Unable to read TFRecord using tf.data.TFRecordDataset

I am trying to read a TFRecord file like this:

dataset = tf.data.TFRecordDataset("./tfrecords/train.record").map(_extract_fn).batch(3)

However, when I run

features, labels = iter(dataset).next()

I get this error:

tensorflow.python.framework.errors_impl.InvalidArgumentError: Cannot add tensor to the batch: number of elements does not match. Shapes are: [tensor]: [4], [batch]: [2] [Op:IteratorGetNext]

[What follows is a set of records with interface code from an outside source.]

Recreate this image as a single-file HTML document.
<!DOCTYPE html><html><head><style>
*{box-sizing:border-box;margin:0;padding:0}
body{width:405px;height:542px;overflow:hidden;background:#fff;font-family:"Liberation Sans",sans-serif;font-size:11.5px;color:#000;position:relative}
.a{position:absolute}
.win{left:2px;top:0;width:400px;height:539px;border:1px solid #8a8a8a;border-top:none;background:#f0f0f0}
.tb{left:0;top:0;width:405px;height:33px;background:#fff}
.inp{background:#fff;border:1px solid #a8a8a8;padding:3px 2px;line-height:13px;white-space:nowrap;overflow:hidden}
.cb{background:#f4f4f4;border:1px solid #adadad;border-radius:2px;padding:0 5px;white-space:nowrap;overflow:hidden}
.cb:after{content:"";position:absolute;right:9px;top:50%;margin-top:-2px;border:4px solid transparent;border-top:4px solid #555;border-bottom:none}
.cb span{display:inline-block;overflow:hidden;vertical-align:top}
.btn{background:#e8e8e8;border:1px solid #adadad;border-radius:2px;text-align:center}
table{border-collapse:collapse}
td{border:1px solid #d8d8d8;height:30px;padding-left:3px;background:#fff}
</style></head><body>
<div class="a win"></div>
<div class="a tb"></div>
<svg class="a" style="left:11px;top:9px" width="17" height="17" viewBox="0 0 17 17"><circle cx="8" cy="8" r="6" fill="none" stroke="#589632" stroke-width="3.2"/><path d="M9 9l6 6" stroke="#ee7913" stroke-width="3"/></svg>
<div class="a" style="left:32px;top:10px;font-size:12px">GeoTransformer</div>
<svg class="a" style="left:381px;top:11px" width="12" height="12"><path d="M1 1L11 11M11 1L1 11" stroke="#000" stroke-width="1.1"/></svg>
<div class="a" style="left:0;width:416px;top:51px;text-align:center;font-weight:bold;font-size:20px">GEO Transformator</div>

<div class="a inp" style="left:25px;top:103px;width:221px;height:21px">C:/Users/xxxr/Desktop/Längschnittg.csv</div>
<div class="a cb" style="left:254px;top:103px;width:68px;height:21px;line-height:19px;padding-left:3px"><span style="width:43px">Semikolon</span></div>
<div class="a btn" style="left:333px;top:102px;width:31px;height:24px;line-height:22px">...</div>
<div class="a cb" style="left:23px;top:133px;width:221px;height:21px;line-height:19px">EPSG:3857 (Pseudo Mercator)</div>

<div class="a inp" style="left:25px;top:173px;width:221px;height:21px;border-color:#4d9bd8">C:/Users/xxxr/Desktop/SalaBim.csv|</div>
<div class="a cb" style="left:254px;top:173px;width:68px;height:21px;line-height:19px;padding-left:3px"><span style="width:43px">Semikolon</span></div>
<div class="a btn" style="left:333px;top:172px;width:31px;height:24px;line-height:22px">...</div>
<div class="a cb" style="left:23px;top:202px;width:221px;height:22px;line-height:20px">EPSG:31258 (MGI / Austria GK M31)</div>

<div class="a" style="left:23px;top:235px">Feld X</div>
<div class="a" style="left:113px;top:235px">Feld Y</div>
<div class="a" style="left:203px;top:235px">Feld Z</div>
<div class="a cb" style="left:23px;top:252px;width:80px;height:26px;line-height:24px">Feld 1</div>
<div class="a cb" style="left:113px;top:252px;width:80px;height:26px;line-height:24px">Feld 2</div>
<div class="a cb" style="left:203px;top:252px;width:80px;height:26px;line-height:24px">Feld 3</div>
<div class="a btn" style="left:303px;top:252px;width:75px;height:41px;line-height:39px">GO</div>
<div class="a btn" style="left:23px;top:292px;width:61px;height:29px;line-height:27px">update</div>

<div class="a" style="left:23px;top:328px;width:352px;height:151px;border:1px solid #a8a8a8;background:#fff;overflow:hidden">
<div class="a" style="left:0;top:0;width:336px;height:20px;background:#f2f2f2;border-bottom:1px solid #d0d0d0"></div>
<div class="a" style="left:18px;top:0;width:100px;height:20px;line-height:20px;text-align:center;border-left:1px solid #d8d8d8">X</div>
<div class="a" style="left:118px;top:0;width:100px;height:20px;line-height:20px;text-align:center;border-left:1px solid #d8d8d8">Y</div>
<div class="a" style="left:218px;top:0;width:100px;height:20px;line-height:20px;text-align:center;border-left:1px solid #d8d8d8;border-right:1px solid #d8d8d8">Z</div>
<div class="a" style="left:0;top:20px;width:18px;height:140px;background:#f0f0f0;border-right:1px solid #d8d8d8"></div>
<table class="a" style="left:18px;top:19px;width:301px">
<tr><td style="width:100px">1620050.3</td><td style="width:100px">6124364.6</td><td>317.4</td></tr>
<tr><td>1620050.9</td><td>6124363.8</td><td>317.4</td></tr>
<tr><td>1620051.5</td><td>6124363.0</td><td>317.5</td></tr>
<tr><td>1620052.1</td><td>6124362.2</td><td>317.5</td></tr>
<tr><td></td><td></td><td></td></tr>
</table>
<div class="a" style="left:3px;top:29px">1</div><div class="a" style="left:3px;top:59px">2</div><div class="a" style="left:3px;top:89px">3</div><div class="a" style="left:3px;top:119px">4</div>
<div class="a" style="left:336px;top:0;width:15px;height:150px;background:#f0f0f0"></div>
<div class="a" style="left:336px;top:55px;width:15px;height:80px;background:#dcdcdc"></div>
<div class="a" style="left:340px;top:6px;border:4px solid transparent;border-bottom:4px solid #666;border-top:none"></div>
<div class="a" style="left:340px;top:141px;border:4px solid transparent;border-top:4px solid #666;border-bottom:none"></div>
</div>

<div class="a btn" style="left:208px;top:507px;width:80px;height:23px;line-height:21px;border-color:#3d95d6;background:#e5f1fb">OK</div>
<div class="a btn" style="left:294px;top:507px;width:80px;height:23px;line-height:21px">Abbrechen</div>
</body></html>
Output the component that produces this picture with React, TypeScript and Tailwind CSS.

This is the function that parses the TFRecord file:

    features = {
        'image/height': tf.io.FixedLenFeature([],tf.int64),
        'image/width': tf.io.FixedLenFeature([], tf.int64),
        'image/filename': tf.io.VarLenFeature(tf.string),
        'image/id': tf.io.FixedLenFeature([], tf.string),
        'image/encoded': tf.io.FixedLenFeature([],tf.string),
        'image/format': tf.io.FixedLenFeature([], tf.string),
        'image/object/class/text': tf.io.VarLenFeature(tf.string),
        'image/object/class/label': tf.io.VarLenFeature(tf.int64),
        'image/object/bbox/xmin': tf.io.VarLenFeature(tf.float32),
        'image/object/bbox/xmax': tf.io.VarLenFeature(tf.float32),
        'image/object/bbox/ymin': tf.io.VarLenFeature(tf.float32),
        'image/object/bbox/ymax': tf.io.VarLenFeature(tf.float32),
        }
sample = tf.io.parse_single_example(tfrecord, features)
data = {}


data["image/encoded"] = tf.image.decode_jpeg(sample["image/encoded"], channels=3)
label = sample['image/object/class/label'].values

return data,label

If I write return data instead and only set features = iter(dataset).next() it works fine.
What is the issue here?

Thanks for any help!

The label has a variable length:

So when you try to .batch the dataset it can’t pack the different sized tensors together.

You either want to use .padded_patch or .apply(tf.data.experimental.dense_to_ragged_batch(...))

2 Likes

Thank you! Using .padded_patch fixed the issue!